Par conséquent, [V] [R] n'est bien-fondé à invoquer ni une réalisation diligente de sa prestation, ni une rupture prématurée ou abusive du contrat par [L] [N]. Il ne justifie pas avoir demandé l'enlèvement du véhicule, de sorte que sa demande en paiement de frais de gardiennage doit être rejetée.

Alors que [L] [N] est bien-fondé à demander la réparation du préjudice qu'a pu lui causer l'inexécution de son obligation par [V] [R]. Aucun élément ne permet de remettre en cause la juste appréciation qu'en a faite le tribunal au vu des éléments produits.

Le jugement sera donc confirmé pour ses motifs adoptés et pour les présents motifs.

[L] [N] avait vendu le véhicule en cause lorsque le jugement a été rendu et a indiqué que dès lors celui-ci ne peut être expertisé. Le tribunal et la cour ont prononcé sur les éléments contradictoirement débattus entre les parties. Il n'est pas démontré dans ces conditions que [V] [N] a abusé de son droit d'exercer les voies de recours.

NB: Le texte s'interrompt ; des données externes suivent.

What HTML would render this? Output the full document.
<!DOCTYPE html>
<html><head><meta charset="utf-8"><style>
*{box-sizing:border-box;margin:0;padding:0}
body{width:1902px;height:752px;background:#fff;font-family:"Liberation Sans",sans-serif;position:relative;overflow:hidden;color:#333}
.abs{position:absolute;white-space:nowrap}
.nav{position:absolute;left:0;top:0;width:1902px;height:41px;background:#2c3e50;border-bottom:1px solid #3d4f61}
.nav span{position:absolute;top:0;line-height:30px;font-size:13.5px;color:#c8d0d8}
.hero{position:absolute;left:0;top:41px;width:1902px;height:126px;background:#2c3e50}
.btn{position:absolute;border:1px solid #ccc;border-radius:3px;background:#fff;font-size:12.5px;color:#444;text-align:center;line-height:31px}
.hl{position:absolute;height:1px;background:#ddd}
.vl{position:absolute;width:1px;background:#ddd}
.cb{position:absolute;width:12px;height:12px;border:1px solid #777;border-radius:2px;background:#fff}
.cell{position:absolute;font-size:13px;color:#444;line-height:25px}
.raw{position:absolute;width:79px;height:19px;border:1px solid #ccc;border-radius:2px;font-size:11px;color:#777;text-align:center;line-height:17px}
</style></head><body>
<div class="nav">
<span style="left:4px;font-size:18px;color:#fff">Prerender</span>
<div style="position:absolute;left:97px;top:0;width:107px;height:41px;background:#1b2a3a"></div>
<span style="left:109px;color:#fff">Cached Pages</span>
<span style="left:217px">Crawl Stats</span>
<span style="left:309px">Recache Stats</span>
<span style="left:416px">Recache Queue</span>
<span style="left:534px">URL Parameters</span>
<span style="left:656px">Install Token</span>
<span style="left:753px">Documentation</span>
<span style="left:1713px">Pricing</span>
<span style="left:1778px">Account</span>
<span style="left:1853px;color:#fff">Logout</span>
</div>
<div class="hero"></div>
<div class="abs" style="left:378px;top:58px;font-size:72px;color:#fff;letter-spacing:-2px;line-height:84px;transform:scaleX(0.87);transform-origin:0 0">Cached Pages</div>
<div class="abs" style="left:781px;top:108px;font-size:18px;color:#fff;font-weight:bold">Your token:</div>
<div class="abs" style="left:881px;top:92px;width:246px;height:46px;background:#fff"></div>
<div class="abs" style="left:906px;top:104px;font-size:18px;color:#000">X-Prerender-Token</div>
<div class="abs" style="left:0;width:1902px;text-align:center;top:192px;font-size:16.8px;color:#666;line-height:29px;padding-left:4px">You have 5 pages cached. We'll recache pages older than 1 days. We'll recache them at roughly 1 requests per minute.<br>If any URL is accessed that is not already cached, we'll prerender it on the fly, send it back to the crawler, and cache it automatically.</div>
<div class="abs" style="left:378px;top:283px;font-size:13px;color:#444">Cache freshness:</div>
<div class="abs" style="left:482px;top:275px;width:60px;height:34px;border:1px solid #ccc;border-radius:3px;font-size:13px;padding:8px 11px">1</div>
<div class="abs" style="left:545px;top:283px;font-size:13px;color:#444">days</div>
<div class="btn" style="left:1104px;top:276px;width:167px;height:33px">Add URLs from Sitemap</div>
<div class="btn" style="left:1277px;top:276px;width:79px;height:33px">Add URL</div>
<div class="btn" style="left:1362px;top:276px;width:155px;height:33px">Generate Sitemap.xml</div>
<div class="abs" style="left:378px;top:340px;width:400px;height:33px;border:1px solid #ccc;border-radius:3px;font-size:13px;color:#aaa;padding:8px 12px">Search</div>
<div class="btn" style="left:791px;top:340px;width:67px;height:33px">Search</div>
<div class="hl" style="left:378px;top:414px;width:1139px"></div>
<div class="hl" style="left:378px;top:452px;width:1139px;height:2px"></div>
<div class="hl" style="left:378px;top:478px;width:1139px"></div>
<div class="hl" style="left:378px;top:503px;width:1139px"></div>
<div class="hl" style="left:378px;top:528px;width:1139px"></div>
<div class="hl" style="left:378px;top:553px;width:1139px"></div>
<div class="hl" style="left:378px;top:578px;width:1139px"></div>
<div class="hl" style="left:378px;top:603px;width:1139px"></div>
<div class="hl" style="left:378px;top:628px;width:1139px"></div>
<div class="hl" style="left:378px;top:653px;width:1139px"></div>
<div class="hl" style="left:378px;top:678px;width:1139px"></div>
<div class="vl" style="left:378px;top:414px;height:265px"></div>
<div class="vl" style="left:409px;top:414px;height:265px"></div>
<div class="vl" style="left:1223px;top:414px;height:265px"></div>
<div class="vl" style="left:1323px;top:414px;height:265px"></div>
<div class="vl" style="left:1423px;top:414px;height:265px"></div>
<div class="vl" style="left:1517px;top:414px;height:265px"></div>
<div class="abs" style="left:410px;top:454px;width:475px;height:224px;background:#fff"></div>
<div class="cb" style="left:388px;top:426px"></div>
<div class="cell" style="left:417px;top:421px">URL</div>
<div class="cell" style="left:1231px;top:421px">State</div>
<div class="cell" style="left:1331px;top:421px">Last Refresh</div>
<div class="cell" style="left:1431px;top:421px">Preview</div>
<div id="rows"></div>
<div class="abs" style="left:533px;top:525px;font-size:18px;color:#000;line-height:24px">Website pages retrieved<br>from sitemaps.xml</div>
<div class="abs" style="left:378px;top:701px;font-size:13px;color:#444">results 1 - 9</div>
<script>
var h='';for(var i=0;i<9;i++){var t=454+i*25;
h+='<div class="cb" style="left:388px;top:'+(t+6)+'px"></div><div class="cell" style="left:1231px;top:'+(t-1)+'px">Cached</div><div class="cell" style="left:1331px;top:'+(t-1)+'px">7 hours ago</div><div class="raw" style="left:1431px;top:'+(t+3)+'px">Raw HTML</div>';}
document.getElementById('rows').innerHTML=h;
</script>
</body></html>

Il sera fait application au bénéfice de l'intimé des dispositions de l'article 407 du code de procédure civile de la Polynésie française. La partie qui succombe est condamnée aux dépens.

PAR CES MOTIFS,

La Cour, statuant contradictoirement et en dernier ressort ;

Vu l'arrêt du 24 février 2022,

Confirme le jugement entrepris ;

Déboute [V] [R] de sa demande de dommages et intérêts pour procédure abusive ;

Condamne [V] [R] à payer à [L] [N] la somme supplémentaire de 400 000 F CFP en application des dispositions de l'article 407 du code de procédure civile de la Polynésie française devant la cour ;

Rejette toute autre demande ;

Met à la charge de [V] [R] les dépens de première instance et d'appel.